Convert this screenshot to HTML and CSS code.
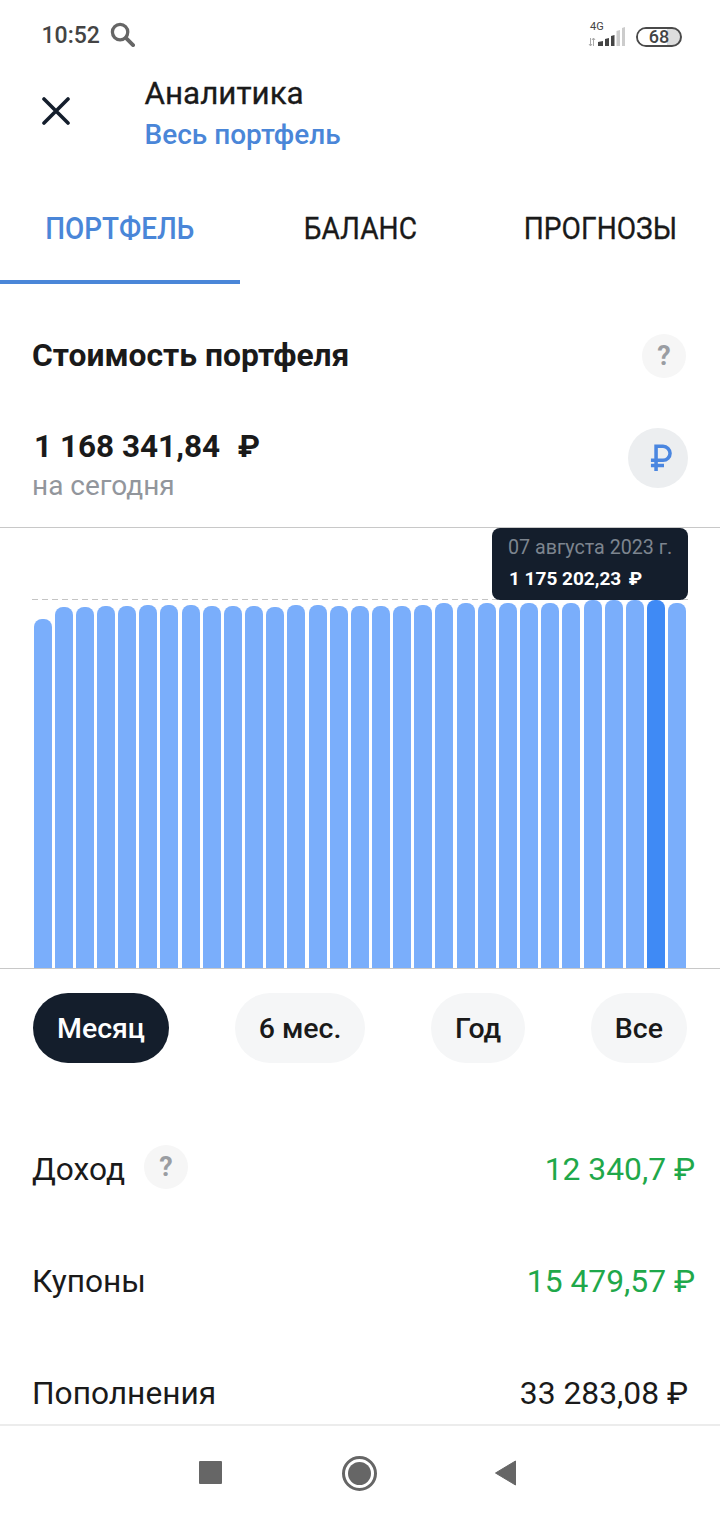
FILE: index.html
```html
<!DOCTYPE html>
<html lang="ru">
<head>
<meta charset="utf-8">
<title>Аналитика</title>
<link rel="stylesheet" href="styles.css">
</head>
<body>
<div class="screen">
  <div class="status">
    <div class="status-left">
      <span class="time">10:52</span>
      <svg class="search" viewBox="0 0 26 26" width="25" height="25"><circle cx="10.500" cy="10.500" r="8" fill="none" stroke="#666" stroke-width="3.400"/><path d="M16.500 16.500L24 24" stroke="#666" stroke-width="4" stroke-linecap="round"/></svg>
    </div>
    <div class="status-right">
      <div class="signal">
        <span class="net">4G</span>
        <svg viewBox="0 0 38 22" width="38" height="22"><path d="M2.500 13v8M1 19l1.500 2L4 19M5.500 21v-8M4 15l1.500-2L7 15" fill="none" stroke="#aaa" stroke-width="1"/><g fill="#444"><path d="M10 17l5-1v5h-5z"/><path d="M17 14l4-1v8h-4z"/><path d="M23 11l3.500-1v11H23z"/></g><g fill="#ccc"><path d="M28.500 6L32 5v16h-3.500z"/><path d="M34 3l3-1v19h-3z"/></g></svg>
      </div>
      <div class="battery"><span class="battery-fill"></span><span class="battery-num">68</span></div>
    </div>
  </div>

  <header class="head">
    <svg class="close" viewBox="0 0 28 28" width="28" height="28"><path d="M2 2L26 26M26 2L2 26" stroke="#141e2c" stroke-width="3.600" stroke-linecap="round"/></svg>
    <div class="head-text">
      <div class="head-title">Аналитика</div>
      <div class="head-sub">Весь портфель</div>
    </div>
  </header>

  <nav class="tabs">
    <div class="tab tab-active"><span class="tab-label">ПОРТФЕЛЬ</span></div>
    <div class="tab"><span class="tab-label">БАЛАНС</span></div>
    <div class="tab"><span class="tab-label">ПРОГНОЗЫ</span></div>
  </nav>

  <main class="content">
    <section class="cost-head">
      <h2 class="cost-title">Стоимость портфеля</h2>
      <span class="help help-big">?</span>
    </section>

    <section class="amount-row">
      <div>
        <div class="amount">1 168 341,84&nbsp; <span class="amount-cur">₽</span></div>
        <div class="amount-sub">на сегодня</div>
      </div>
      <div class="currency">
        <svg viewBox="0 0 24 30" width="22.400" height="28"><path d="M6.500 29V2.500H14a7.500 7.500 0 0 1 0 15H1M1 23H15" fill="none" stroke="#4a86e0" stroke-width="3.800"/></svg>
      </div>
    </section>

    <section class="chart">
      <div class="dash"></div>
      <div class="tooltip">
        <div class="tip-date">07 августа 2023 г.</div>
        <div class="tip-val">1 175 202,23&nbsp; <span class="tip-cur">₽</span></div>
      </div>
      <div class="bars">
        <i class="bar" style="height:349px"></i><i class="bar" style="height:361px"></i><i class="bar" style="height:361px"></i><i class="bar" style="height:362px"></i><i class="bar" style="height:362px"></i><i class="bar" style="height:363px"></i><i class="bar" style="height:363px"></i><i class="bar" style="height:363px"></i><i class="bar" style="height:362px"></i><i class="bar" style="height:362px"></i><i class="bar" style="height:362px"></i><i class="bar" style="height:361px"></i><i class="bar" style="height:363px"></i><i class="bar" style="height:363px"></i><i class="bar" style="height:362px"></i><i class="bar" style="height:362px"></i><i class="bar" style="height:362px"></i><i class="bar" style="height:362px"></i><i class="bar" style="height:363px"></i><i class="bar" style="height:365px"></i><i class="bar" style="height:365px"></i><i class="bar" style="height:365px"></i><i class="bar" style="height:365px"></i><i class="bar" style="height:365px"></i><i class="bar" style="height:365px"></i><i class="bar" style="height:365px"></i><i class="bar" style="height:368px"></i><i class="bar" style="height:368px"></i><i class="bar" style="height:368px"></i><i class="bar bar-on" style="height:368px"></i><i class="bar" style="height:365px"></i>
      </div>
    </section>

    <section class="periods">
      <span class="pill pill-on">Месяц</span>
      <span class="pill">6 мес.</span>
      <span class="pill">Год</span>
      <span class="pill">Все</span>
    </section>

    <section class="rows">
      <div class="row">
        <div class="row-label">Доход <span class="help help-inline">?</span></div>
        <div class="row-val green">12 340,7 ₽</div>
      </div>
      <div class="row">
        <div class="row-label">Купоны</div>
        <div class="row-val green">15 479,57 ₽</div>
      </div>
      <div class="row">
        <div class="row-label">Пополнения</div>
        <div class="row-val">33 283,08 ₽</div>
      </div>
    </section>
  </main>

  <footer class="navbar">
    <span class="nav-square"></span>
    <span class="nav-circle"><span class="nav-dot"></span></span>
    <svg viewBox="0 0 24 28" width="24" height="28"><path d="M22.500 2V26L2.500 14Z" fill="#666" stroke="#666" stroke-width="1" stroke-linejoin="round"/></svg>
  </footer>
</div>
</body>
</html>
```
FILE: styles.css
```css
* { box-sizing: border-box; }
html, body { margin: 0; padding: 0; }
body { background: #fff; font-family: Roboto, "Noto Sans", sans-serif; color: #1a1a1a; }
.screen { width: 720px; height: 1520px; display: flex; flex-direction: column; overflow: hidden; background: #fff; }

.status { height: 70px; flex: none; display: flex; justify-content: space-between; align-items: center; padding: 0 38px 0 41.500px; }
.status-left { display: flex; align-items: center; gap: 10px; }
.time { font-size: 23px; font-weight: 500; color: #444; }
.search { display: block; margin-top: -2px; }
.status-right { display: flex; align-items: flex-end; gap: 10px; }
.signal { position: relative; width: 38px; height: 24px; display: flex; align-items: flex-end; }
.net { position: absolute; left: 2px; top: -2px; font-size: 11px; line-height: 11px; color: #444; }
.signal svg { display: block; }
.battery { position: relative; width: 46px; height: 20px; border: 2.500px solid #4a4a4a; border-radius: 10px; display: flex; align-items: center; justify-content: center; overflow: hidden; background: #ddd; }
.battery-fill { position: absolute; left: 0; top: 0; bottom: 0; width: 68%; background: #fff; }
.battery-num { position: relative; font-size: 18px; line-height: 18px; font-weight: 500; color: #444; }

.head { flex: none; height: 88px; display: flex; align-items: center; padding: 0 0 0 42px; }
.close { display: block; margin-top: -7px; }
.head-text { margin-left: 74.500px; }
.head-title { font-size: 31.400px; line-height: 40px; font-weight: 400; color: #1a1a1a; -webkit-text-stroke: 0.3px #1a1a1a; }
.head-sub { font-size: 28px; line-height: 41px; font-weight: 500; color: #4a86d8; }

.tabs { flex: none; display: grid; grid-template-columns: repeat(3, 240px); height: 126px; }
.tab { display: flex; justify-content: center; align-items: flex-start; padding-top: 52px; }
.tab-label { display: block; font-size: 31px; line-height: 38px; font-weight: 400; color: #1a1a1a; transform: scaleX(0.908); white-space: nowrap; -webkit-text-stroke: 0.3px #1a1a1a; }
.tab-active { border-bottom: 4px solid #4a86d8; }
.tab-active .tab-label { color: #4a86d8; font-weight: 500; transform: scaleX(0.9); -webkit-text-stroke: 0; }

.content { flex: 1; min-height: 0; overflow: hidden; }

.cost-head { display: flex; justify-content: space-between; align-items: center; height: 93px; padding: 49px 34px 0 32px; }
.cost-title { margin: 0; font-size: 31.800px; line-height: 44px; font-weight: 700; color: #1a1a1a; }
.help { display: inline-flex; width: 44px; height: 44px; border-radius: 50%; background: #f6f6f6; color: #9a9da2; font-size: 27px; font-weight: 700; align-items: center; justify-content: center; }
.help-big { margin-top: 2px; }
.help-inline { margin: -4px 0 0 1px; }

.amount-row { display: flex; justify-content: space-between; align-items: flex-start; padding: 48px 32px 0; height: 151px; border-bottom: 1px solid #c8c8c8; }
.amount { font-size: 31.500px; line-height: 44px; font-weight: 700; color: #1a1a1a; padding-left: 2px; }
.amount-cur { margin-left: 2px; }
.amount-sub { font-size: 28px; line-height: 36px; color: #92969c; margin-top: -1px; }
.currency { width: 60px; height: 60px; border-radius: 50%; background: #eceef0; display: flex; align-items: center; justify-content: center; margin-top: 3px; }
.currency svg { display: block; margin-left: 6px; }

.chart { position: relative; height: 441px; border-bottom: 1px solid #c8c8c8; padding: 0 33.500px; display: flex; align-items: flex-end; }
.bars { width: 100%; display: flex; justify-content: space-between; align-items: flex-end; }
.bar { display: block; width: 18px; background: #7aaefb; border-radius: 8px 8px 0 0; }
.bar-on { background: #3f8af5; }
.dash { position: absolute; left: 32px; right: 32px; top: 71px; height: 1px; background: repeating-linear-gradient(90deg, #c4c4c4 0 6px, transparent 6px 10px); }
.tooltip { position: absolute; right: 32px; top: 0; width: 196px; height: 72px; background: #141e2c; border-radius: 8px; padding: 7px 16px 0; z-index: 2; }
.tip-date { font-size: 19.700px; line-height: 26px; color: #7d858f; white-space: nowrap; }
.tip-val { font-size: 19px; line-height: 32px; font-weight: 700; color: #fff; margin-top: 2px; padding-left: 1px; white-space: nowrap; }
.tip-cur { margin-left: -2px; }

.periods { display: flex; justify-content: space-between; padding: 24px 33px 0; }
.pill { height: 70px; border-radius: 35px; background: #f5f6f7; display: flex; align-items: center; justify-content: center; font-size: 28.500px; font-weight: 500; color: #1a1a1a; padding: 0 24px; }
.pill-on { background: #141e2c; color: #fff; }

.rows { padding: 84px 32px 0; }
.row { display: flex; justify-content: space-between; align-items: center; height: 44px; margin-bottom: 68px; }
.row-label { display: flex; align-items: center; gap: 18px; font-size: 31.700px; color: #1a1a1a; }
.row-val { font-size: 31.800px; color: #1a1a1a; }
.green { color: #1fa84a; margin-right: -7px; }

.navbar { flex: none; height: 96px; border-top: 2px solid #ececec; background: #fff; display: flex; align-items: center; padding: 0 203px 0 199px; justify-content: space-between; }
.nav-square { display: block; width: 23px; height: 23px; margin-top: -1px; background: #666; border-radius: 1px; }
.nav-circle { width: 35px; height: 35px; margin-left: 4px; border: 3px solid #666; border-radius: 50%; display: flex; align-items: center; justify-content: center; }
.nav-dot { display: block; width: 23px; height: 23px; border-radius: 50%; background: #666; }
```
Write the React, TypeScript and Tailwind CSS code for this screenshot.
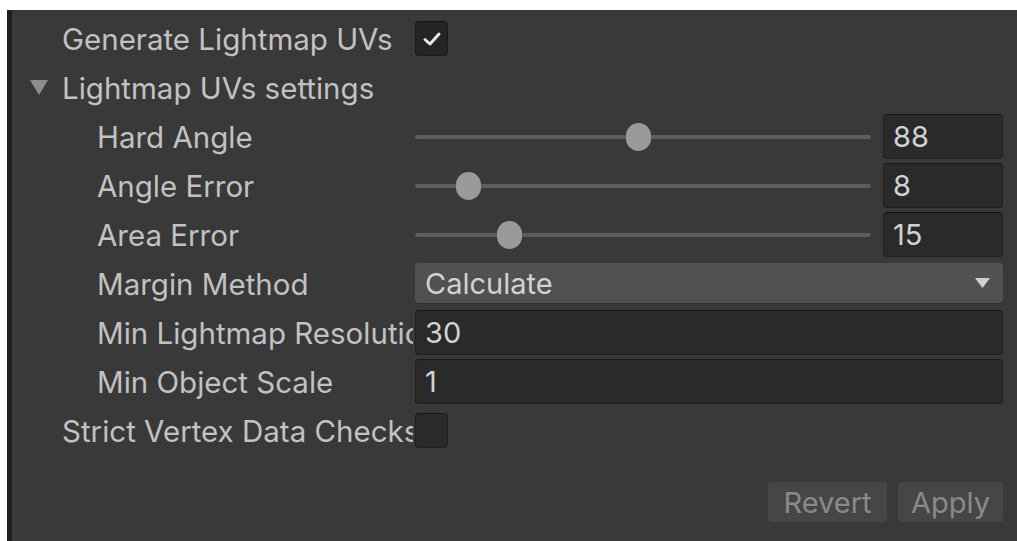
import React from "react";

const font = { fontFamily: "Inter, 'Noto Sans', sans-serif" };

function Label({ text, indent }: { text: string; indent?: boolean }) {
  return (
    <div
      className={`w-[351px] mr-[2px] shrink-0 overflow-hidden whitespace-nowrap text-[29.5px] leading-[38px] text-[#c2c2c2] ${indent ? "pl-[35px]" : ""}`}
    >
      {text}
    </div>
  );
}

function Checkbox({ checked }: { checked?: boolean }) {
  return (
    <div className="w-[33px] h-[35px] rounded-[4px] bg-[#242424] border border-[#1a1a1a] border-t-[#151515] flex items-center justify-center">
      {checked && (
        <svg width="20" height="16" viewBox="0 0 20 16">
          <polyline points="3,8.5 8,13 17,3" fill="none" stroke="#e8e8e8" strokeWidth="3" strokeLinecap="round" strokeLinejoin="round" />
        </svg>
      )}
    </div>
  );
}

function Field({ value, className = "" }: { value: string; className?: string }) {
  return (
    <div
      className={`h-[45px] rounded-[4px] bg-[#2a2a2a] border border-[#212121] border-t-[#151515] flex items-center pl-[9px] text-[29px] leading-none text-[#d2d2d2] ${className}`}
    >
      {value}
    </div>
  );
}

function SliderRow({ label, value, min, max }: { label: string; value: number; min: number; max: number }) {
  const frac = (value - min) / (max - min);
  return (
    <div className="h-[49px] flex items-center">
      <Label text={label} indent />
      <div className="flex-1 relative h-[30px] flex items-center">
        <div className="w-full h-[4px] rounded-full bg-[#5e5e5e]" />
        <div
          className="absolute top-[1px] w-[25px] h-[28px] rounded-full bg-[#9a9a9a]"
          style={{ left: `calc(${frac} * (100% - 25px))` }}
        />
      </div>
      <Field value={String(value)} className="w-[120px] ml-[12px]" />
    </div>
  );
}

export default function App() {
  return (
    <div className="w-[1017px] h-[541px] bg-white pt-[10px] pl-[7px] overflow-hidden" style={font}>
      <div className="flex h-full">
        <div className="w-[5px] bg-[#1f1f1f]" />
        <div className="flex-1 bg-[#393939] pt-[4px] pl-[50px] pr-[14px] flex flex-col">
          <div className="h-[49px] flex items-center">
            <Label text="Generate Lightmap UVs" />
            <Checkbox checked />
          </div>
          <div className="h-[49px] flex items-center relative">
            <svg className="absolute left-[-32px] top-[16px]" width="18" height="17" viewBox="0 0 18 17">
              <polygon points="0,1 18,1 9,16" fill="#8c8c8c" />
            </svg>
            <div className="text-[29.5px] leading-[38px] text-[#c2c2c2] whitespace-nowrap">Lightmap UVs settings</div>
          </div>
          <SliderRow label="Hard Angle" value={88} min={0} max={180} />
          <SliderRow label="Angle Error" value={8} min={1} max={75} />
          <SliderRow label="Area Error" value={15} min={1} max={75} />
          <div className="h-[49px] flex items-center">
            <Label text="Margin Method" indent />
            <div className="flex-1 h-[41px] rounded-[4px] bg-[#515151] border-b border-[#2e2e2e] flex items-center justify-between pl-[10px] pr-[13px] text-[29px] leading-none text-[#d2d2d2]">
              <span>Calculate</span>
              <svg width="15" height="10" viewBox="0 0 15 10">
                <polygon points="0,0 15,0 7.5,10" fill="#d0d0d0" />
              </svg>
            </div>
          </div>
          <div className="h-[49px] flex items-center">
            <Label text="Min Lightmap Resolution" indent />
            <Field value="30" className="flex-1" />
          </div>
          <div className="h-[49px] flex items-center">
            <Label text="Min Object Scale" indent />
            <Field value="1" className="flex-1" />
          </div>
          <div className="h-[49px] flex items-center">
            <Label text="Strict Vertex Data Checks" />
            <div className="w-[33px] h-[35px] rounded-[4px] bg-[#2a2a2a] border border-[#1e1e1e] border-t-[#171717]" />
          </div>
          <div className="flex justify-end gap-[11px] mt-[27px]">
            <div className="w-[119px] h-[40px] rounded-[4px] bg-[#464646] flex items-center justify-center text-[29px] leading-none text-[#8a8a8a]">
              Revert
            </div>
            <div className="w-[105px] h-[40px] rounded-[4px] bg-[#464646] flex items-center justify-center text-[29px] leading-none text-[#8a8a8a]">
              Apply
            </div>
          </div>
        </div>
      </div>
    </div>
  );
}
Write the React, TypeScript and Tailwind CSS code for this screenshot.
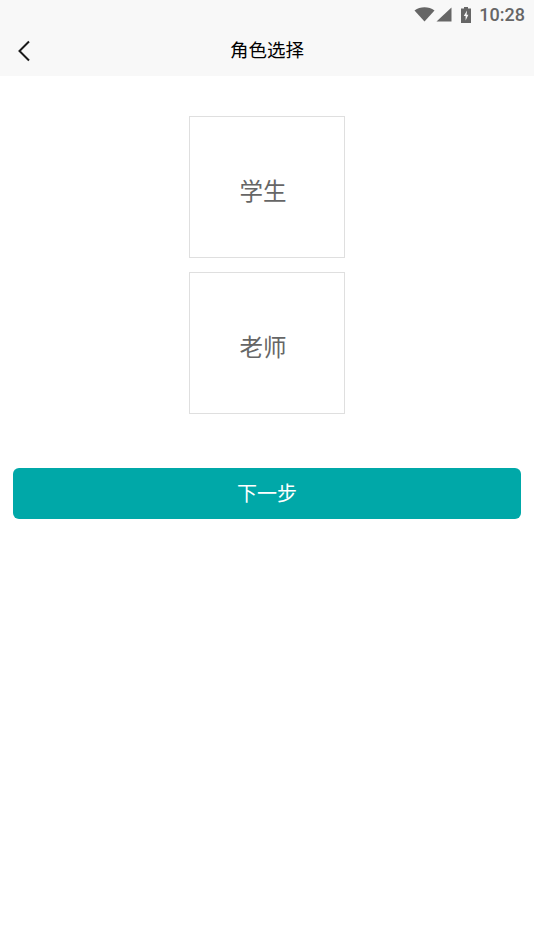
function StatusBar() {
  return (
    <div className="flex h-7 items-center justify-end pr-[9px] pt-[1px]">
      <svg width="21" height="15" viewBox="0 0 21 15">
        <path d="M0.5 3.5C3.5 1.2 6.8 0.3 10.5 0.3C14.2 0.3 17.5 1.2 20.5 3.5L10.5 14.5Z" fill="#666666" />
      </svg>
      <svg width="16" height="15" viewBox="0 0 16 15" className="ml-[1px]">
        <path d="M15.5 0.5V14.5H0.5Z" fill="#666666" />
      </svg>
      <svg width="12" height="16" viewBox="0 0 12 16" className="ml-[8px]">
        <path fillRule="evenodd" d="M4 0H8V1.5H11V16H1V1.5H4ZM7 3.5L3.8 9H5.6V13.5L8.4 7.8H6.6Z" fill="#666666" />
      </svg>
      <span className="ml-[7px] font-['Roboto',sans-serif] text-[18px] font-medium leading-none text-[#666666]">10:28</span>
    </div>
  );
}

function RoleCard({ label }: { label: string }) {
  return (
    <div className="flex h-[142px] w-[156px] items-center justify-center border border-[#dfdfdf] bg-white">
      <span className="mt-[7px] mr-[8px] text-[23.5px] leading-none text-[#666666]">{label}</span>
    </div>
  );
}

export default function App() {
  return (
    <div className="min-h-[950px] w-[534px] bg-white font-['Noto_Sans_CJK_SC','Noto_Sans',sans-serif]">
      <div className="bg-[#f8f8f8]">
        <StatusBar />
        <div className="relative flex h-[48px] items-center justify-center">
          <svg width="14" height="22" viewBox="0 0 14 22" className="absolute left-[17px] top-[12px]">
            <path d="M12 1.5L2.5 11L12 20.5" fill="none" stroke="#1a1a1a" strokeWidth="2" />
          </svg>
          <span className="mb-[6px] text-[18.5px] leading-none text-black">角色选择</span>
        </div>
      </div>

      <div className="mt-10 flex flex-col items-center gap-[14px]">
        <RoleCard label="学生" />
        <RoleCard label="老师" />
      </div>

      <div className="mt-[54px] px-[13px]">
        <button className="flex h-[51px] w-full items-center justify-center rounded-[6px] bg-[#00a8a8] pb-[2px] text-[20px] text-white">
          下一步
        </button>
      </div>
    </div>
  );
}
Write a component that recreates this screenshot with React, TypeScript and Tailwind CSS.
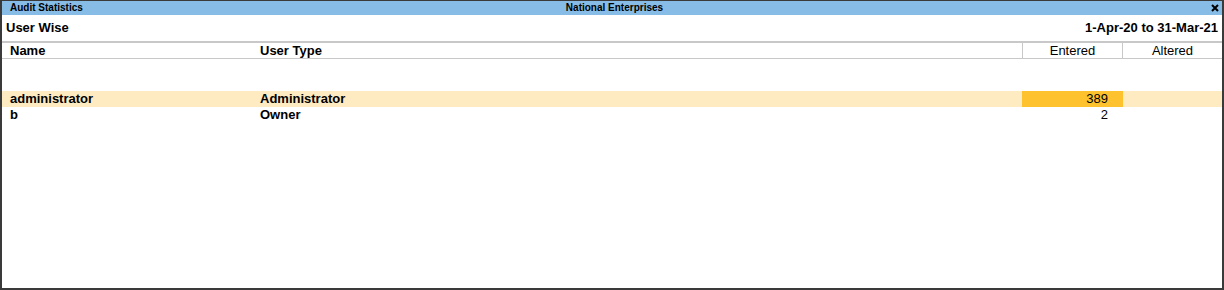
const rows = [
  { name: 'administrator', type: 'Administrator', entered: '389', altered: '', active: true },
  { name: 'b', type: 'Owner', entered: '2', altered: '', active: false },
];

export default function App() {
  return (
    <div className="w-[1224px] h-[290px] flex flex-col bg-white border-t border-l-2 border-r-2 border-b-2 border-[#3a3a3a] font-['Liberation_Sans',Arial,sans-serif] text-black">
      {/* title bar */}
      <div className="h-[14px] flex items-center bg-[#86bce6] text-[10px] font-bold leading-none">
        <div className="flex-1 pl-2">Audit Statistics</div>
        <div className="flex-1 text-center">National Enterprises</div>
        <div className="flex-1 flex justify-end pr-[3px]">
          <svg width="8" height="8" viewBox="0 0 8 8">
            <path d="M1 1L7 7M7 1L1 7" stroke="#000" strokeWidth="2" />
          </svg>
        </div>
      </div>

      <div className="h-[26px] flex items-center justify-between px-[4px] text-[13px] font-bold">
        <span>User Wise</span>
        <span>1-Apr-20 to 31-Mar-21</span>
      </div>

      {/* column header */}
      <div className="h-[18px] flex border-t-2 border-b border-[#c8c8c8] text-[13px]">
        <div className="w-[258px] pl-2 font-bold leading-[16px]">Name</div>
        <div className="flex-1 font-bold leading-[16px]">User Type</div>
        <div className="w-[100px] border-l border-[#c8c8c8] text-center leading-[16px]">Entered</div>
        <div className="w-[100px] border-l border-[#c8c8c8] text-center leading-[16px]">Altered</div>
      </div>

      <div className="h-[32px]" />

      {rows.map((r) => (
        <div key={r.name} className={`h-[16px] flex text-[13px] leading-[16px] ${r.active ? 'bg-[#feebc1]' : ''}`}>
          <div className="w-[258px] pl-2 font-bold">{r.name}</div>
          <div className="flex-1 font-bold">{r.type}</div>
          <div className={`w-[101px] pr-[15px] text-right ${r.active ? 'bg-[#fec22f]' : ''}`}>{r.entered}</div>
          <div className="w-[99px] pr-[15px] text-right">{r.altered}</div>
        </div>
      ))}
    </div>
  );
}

|---|

■ **Task description**: Provide the number of lines in the entries that include "React", and no other text.

■ **Answer to the exercise**: 4